[STATED TASK] Copy out all lines carrying the word "components".

[COLLECTED MATERIAL]
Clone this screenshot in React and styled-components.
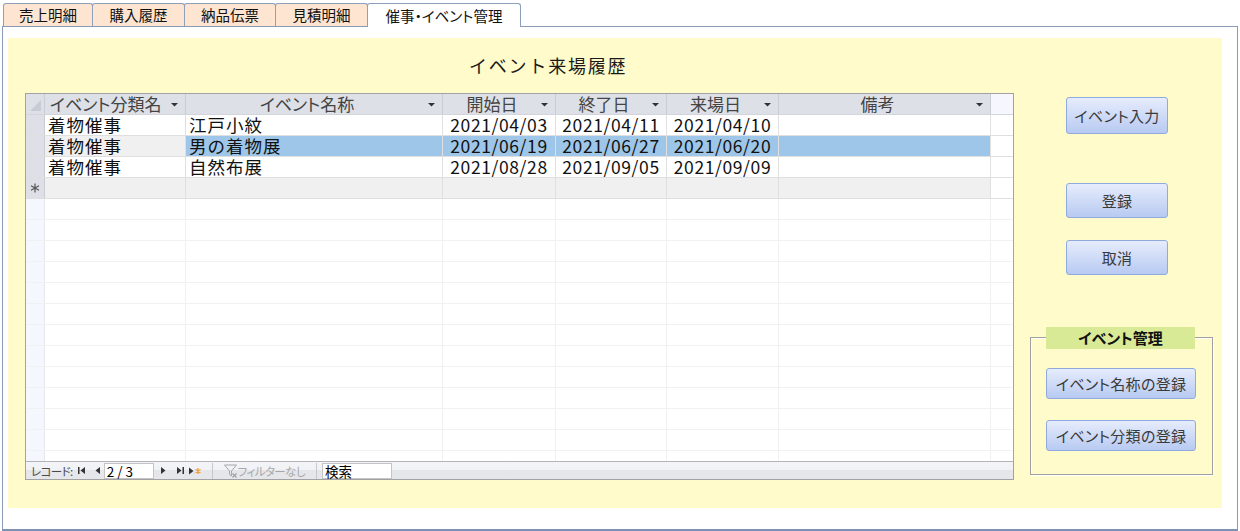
import React from "react";
import styled, { createGlobalStyle } from "styled-components";

const GlobalStyle = createGlobalStyle`
  html, body { margin: 0; padding: 0; background: #fff; }
  body { font-family: "Noto Sans CJK JP", "Noto Sans", sans-serif; color: #000; }
  * { box-sizing: border-box; }
`;

const COLS = "19px 141px 257px 113px 111px 112px 212px 1fr";

const Page = styled.div`
  width: 1240px;
  height: 531px;
  display: flex;
  flex-direction: column;
  overflow: hidden;
  background: #fff;
`;

const TabStrip = styled.div`
  display: flex;
  align-items: flex-end;
  height: 26px;
  padding-left: 3px;
  position: relative;
  z-index: 2;
`;

const Tab = styled.div`
  width: ${(p) => p.$w}px;
  height: ${(p) => (p.$active ? 24 : 23)}px;
  margin-bottom: ${(p) => (p.$active ? -1 : 0)}px;
  margin-left: ${(p) => (p.$first ? 0 : -1)}px;
  border: 1px solid #8e9fbb;
  border-bottom: none;
  border-radius: 3px 3px 0 0;
  background: ${(p) => (p.$active ? "#fff" : "#fde5d2")};
  display: flex;
  align-items: center;
  justify-content: center;
  font-size: 14.5px;
  font-feature-settings: "palt";
  color: #111;
  padding-bottom: 1px;
  position: relative;
  z-index: ${(p) => (p.$active ? 2 : 1)};
`;

const Panel = styled.div`
  margin-left: 2px;
  width: 1236px;
  height: 505px;
  border: 1px solid #8a9bb8;
  border-bottom: 2px solid #7d93b6;
  padding: 11px 0 0 5px;
`;

const Canvas = styled.div`
  width: 1214px;
  height: 470px;
  background: #fffbca;
  display: flex;
  padding-left: 17px;
`;

const LeftCol = styled.div`
  width: 989px;
  display: flex;
  flex-direction: column;
`;

const Title = styled.div`
  margin-top: 16px;
  height: 22px;
  line-height: 22px;
  padding-left: 444px;
  font-size: 18px;
  letter-spacing: 1.8px;
  color: #1a1a1a;
  font-weight: 400;
`;

const Sheet = styled.div`
  margin-top: 17px;
  height: 387px;
  border: 1px solid #a2a2a2;
  background: #fff;
  display: flex;
  flex-direction: column;
  overflow: hidden;
`;

const HeaderRow = styled.div`
  display: grid;
  grid-template-columns: ${COLS};
  height: 21px;
  flex: none;
  background: #dde0e6;
  border-bottom: 1px solid #d2d5db;
`;

const HeadCell = styled.div`
  display: grid;
  grid-template-columns: 1fr 14px;
  align-items: center;
  border-right: 1px solid #c9ccd3;
  font-size: 17px;
  font-feature-settings: "palt";
  color: #444;
  line-height: 20px;
  white-space: nowrap;
  & > span {
    text-align: ${(p) => (p.$left ? "left" : "center")};
    padding-left: ${(p) => (p.$left ? 5 : 0)}px;
  }
`;

const CornerCell = styled.div`
  border-right: 1px solid #c9ccd3;
  display: flex;
  align-items: flex-end;
  justify-content: flex-end;
  padding: 0 3px 3px 0;
`;

const FillerHead = styled.div`
  background: #f5f6fe;
`;

const Body = styled.div`
  flex: 1;
  overflow: hidden;
  background: #fff;
`;

const Row = styled.div`
  display: grid;
  grid-template-columns: ${COLS};
  height: 21px;
  border-bottom: 1px solid ${(p) => (p.$empty ? "#f1f1f1" : "#dfdfdf")};
`;

const Selector = styled.div`
  background: ${(p) => (p.$empty ? "#f5f7fe" : "#dde0e6")};
  border-right: 1px solid ${(p) => (p.$empty ? "#e6e8ee" : "#c9ccd3")};
  display: flex;
  align-items: center;
  justify-content: center;
`;

const Cell = styled.div`
  background: ${(p) =>
    p.$tone === "sel" ? "#9dc6e8" : p.$tone === "cur" ? "#f0f0f0" : "#fff"};
  border-right: 1px solid ${(p) => (p.$empty ? "#f0f0f0" : "#e0e0e0")};
  font-size: 17.5px;
  line-height: 20px;
  white-space: nowrap;
  padding-left: ${(p) => (p.$date ? 0 : 3)}px;
  text-align: ${(p) => (p.$date ? "center" : "left")};
  letter-spacing: ${(p) => (p.$date ? 0.6 : 1)}px;
  color: #111;
`;

const Filler = styled.div`
  background: #fff;
`;

const NavBar = styled.div`
  height: 18px;
  flex: none;
  border-top: 1px solid #b3b3b8;
  background: linear-gradient(#f3f4f7 0%, #f1f2f5 45%, #e5e6ea 50%, #e6e7eb 100%);
  display: flex;
  align-items: center;
  font-size: 12px;
  color: #555;
  padding-left: 5px;
`;

const NavLabel = styled.span`
  font-feature-settings: "palt";
  font-size: 11.5px;
  letter-spacing: -0.6px;
  color: #4a4a4a;
`;

const NavBtn = styled.span`
  display: inline-flex;
  align-items: center;
  justify-content: center;
  width: ${(p) => p.$w || 10}px;
  margin-left: ${(p) => p.$ml || 0}px;
  height: 14px;
`;

const NavInput = styled.div`
  height: 16px;
  background: #fff;
  border: 1px solid #c4c4c4;
  font-size: 13.5px;
  line-height: 14px;
  color: #000;
  padding-left: 2px;
  margin-left: ${(p) => p.$ml || 0}px;
  width: ${(p) => p.$w}px;
`;

const NavSep = styled.span`
  width: 1px;
  height: 16px;
  background: #c8c8cc;
  margin-left: ${(p) => p.$ml}px;
`;

const FilterText = styled.span`
  color: #a8a8a8;
  font-feature-settings: "palt";
  font-size: 11.5px;
  letter-spacing: -0.6px;
`;

const RightCol = styled.div`
  width: 183px;
  margin-left: 16px;
  display: flex;
  flex-direction: column;
`;

const Button = styled.div`
  width: ${(p) => p.$w}px;
  height: ${(p) => p.$h}px;
  margin-top: ${(p) => p.$mt}px;
  margin-left: ${(p) => p.$ml || 0}px;
  flex: none;
  border: 1px solid #8eaadf;
  border-radius: 3px;
  background: linear-gradient(#e6ecfc, #b8caf2);
  display: flex;
  align-items: center;
  justify-content: center;
  font-size: 15px;
  font-feature-settings: "palt";
  color: #3a3a3a;
  letter-spacing: 0.3px;
`;

const GroupBox = styled.div`
  margin-top: 62px;
  width: 183px;
  height: 138px;
  border: 1px solid #a0a0a0;
  box-shadow: 1px 1px 0 #fff, inset 1px 1px 0 #fff;
  display: flex;
  flex-direction: column;
  padding-left: 15px;
`;

const GroupLabel = styled.div`
  margin-top: -11px;
  width: 149px;
  height: 22px;
  line-height: 22px;
  flex: none;
  background: #d8ea96;
  text-align: center;
  font-size: 15px;
  font-weight: 700;
  font-feature-settings: "palt";
  color: #111;
`;

const Arrow = () => (
  <svg width="7" height="5" viewBox="0 0 7 5">
    <path d="M0 1 H7 L3.5 4.5 Z" fill="#333" />
  </svg>
);

const Corner = () => (
  <svg width="11" height="11" viewBox="0 0 11 11">
    <path d="M11 0 V11 H0 Z" fill="#c7cbd3" />
  </svg>
);

const Star = () => (
  <svg width="10" height="10" viewBox="0 0 10 10" stroke="#555" strokeWidth="1.2">
    <path d="M5 0.5 V9.5 M1 2.8 L9 7.2 M1 7.2 L9 2.8" />
  </svg>
);

const NavIcon = ({ kind }) => {
  const c = "#333";
  if (kind === "first")
    return (
      <svg width="7" height="7" viewBox="0 0 7 7">
        <rect x="0" y="0" width="1.5" height="7" fill={c} />
        <path d="M7 0 V7 L2.5 3.5 Z" fill={c} />
      </svg>
    );
  if (kind === "prev")
    return (
      <svg width="5" height="7" viewBox="0 0 5 7">
        <path d="M5 0 V7 L0.5 3.5 Z" fill={c} />
      </svg>
    );
  if (kind === "next")
    return (
      <svg width="5" height="7" viewBox="0 0 5 7">
        <path d="M0 0 V7 L4.5 3.5 Z" fill={c} />
      </svg>
    );
  if (kind === "last")
    return (
      <svg width="7" height="7" viewBox="0 0 7 7">
        <path d="M0 0 V7 L4.5 3.5 Z" fill={c} />
        <rect x="5.5" y="0" width="1.5" height="7" fill={c} />
      </svg>
    );
  return (
    <svg width="13" height="8" viewBox="0 0 13 8">
      <path d="M0 0.5 V7.5 L4.5 4 Z" fill={c} />
      <path d="M9 1 V7 M6.4 2.5 L11.6 5.5 M6.4 5.5 L11.6 2.5" stroke="#f0a040" strokeWidth="1.3" />
    </svg>
  );
};

const Funnel = () => (
  <svg width="14" height="14" viewBox="0 0 14 14">
    <path d="M0.5 1 H12.5 L7.5 7 V12 L5.5 10.5 V7 Z" fill="none" stroke="#a8a8a8" strokeWidth="1" />
    <path d="M8.5 9.5 L12.5 13.5 M12.5 9.5 L8.5 13.5" stroke="#a0a0a0" strokeWidth="1.2" />
  </svg>
);

const headers = [
  { label: "イベント分類名", left: true },
  { label: "イベント名称" },
  { label: "開始日" },
  { label: "終了日" },
  { label: "来場日" },
  { label: "備考" },
];

const rows = [
  ["着物催事", "江戸小紋", "2021/04/03", "2021/04/11", "2021/04/10", ""],
  ["着物催事", "男の着物展", "2021/06/19", "2021/06/27", "2021/06/20", ""],
  ["着物催事", "自然布展", "2021/08/28", "2021/09/05", "2021/09/09", ""],
];

const tabs = [
  { label: "売上明細", w: 90 },
  { label: "購入履歴", w: 93 },
  { label: "納品伝票", w: 92 },
  { label: "見積明細", w: 93 },
  { label: "催事・イベント管理", w: 154, active: true },
];

export default function App() {
  return (
    <Page>
      <GlobalStyle />
      <TabStrip>
        {tabs.map((t, i) => (
          <Tab key={t.label} $w={t.w} $first={i === 0} $active={t.active}>
            {t.label}
          </Tab>
        ))}
      </TabStrip>
      <Panel>
        <Canvas>
          <LeftCol>
            <Title>イベント来場履歴</Title>
            <Sheet>
              <HeaderRow>
                <CornerCell>
                  <Corner />
                </CornerCell>
                {headers.map((h) => (
                  <HeadCell key={h.label} $left={h.left}>
                    <span>{h.label}</span>
                    <Arrow />
                  </HeadCell>
                ))}
                <FillerHead />
              </HeaderRow>
              <Body>
                {rows.map((r, ri) => (
                  <Row key={ri}>
                    <Selector />
                    {r.map((v, ci) => (
                      <Cell
                        key={ci}
                        $date={ci >= 2 && ci <= 4}
                        $tone={ri === 1 ? (ci === 0 ? "cur" : "sel") : undefined}
                      >
                        {v}
                      </Cell>
                    ))}
                    <Filler />
                  </Row>
                ))}
                <Row>
                  <Selector>
                    <Star />
                  </Selector>
                  {[0, 1, 2, 3, 4, 5].map((c) => (
                    <Cell key={c} $tone="cur" />
                  ))}
                  <Filler />
                </Row>
                {Array.from({ length: 14 }).map((_, i) => (
                  <Row key={"e" + i} $empty>
                    <Selector $empty />
                    {[0, 1, 2, 3, 4, 5].map((c) => (
                      <Cell key={c} $empty />
                    ))}
                    <Filler />
                  </Row>
                ))}
              </Body>
              <NavBar>
                <NavLabel>レコード:</NavLabel>
                <NavBtn $w={10} $ml={4}>
                  <NavIcon kind="first" />
                </NavBtn>
                <NavBtn $w={10} $ml={6}>
                  <NavIcon kind="prev" />
                </NavBtn>
                <NavInput $w={50} $ml={1}>2 / 3</NavInput>
                <NavBtn $w={10} $ml={5}>
                  <NavIcon kind="next" />
                </NavBtn>
                <NavBtn $w={10} $ml={7}>
                  <NavIcon kind="last" />
                </NavBtn>
                <NavBtn $w={14} $ml={3}>
                  <NavIcon kind="new" />
                </NavBtn>
                <NavSep $ml={9} />
                <NavBtn $w={14} $ml={11}>
                  <Funnel />
                </NavBtn>
                <FilterText>フィルターなし</FilterText>
                <NavSep $ml={11} />
                <NavInput $w={70} $ml={5}>
                  検索
                </NavInput>
              </NavBar>
            </Sheet>
          </LeftCol>
          <RightCol>
            <Button $w={102} $h={37} $mt={59} $ml={36}>
              イベント入力
            </Button>
            <Button $w={102} $h={35} $mt={49} $ml={36}>
              登録
            </Button>
            <Button $w={102} $h={35} $mt={22} $ml={36}>
              取消
            </Button>
            <GroupBox>
              <GroupLabel>イベント管理</GroupLabel>
              <Button $w={150} $h={31} $mt={19}>
                イベント名称の登録
              </Button>
              <Button $w={150} $h={31} $mt={21}>
                イベント分類の登録
              </Button>
            </GroupBox>
          </RightCol>
        </Canvas>
      </Panel>
    </Page>
  );
}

[TASK ANSWER]
Clone this screenshot in React and styled-components.
import styled, { createGlobalStyle } from "styled-components";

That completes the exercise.